**Task objective:**
Look through the listing and locate every line containing the word "page"; copy those lines.

**Source material:**
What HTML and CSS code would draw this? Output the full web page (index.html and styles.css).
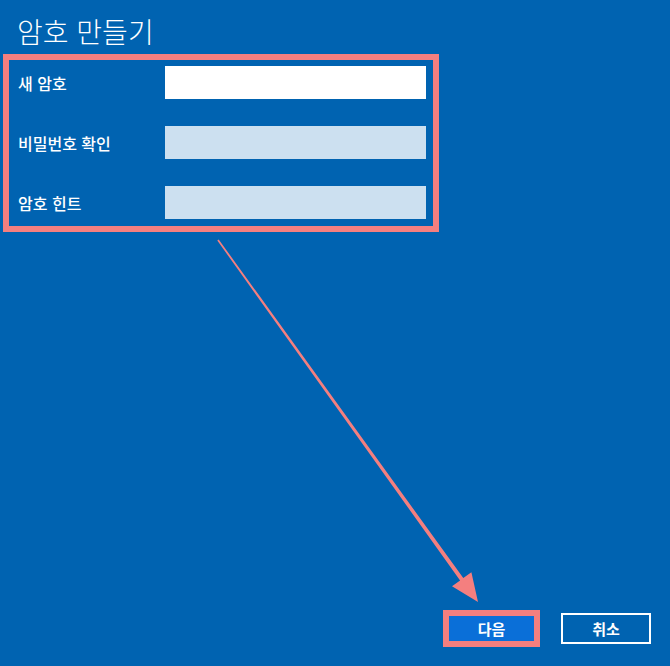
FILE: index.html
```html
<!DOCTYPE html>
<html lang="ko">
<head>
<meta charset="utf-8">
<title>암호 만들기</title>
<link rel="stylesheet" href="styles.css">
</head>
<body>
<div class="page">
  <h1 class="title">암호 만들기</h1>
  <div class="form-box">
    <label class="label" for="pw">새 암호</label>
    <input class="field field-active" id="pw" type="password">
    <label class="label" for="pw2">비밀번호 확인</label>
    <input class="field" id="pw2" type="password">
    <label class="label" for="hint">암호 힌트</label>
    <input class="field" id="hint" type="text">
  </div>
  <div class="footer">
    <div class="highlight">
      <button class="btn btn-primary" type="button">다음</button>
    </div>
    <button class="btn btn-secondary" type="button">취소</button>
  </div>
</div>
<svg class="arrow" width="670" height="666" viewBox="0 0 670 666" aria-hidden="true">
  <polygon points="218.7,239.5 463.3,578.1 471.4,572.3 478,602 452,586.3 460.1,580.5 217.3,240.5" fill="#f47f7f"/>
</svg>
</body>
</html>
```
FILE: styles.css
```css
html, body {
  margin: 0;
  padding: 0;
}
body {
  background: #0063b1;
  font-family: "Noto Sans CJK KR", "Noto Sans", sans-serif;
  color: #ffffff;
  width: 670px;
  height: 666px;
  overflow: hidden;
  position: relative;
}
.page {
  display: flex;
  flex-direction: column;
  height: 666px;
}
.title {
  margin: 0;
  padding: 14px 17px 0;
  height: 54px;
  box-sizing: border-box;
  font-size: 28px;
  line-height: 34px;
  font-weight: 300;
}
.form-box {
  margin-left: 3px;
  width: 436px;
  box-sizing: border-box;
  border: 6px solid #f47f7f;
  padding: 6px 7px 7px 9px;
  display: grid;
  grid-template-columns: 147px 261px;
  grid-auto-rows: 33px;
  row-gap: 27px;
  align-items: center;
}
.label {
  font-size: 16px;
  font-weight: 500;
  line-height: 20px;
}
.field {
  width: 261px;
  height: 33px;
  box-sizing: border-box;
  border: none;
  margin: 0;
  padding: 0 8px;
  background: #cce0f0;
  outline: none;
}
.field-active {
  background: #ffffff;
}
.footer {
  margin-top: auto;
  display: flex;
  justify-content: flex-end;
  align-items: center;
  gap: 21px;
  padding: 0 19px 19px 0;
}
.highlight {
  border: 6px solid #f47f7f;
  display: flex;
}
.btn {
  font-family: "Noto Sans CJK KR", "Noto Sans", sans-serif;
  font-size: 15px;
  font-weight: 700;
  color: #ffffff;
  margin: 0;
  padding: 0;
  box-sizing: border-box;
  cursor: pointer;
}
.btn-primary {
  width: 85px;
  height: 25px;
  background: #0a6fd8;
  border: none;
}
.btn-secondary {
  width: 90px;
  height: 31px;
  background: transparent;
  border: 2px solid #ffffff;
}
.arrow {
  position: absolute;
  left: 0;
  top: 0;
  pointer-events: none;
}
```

**Full solution:**
What HTML and CSS code would draw this? Output the full web page (index.html and styles.css).
<div class="page">
.page {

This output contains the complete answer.